>> Start

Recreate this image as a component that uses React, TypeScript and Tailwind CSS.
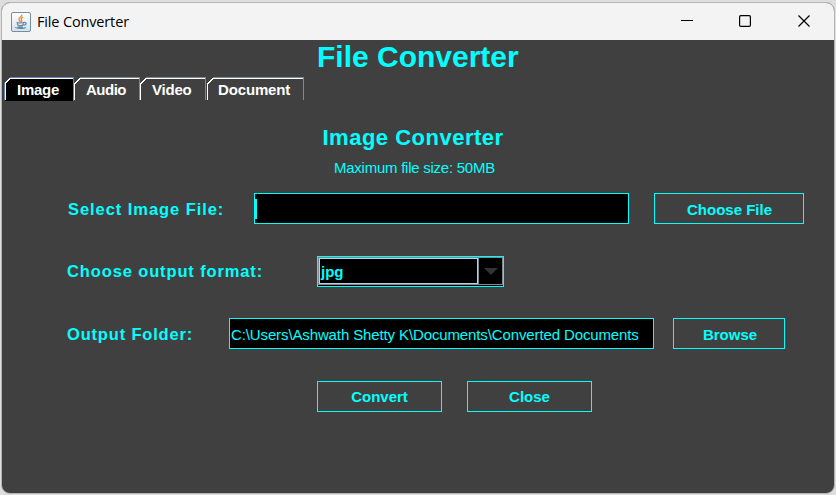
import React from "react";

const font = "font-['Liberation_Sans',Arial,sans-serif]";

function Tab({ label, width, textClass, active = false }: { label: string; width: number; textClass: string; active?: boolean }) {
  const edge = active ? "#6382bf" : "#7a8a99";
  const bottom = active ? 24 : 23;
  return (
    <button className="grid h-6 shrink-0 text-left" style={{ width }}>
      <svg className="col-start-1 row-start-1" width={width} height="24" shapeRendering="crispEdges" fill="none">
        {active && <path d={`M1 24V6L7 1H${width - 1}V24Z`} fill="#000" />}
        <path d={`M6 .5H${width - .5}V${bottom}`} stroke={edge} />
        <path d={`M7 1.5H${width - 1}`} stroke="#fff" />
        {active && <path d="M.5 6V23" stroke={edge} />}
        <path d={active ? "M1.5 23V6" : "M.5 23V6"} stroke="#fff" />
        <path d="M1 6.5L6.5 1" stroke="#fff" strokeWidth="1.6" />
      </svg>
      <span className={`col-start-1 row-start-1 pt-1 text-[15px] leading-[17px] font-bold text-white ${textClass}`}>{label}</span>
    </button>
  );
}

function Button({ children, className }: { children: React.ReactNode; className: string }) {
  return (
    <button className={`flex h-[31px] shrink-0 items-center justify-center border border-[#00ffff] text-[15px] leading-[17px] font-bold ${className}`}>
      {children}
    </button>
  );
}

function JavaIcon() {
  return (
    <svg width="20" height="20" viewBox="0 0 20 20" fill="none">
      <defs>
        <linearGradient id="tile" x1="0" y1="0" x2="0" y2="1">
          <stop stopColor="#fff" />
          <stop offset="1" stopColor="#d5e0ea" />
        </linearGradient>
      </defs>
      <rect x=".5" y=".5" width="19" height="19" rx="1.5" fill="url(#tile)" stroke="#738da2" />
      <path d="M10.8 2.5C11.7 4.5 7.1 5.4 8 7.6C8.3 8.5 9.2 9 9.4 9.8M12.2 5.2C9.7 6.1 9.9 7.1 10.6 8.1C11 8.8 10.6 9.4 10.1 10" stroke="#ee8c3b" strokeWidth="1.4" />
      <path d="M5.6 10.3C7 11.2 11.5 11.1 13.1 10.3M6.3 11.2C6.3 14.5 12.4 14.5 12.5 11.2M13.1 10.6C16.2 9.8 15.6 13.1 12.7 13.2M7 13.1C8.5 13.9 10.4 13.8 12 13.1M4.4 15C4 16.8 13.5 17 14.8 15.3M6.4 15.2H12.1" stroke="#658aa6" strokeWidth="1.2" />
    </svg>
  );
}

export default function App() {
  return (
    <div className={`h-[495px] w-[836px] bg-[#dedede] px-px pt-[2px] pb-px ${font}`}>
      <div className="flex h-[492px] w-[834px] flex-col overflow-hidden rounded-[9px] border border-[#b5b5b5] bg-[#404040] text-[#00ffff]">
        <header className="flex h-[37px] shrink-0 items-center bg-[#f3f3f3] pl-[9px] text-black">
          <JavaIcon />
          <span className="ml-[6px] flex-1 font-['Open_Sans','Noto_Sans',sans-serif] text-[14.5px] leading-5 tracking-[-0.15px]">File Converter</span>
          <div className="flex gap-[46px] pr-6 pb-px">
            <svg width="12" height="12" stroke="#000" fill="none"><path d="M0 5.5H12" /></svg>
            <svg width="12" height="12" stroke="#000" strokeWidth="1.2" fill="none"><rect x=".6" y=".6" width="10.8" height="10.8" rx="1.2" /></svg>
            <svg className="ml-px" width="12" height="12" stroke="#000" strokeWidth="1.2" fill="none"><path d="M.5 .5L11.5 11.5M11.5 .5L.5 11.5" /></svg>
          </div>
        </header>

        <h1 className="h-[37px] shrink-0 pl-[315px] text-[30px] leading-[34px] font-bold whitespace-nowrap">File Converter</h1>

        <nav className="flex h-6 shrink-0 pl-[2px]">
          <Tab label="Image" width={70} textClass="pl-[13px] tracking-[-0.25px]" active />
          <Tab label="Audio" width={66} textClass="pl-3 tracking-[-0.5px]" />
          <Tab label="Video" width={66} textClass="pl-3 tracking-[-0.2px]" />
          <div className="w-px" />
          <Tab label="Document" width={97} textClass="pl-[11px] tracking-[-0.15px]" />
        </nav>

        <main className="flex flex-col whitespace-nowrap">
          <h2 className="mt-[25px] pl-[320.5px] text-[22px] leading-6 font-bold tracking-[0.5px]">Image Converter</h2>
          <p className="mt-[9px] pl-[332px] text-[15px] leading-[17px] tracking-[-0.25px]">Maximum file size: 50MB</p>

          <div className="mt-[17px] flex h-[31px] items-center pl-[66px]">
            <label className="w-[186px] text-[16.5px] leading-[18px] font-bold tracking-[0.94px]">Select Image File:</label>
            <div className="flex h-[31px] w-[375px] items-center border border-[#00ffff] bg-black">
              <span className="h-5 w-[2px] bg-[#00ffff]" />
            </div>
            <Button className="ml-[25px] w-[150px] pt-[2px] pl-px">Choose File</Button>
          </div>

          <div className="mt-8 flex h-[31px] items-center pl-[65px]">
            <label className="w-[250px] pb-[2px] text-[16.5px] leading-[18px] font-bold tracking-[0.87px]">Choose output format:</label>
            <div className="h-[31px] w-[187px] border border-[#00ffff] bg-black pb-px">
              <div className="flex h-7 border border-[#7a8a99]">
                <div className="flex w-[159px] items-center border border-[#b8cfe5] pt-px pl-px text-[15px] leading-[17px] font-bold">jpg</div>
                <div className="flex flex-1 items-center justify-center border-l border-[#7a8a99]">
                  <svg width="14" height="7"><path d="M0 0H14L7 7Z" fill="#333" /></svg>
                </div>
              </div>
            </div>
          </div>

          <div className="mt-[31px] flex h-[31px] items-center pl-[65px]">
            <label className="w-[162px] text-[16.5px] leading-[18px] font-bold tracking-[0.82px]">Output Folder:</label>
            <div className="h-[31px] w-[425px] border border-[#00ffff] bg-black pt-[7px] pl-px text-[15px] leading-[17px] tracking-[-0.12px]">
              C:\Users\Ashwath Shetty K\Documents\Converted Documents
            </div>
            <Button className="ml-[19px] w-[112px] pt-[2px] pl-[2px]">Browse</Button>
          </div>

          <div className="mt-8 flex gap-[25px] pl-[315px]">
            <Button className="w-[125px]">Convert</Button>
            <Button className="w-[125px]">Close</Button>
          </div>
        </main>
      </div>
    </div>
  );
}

>> End

◆ GIVEN PROBLEM ◆
Which lines of the data include "React"? Copy each of them.

◆ SOLUTION TO THE EXERCISE ◆
Recreate this image as a component that uses React, TypeScript and Tailwind CSS.
import React from "react";
function Button({ children, className }: { children: React.ReactNode; className: string }) {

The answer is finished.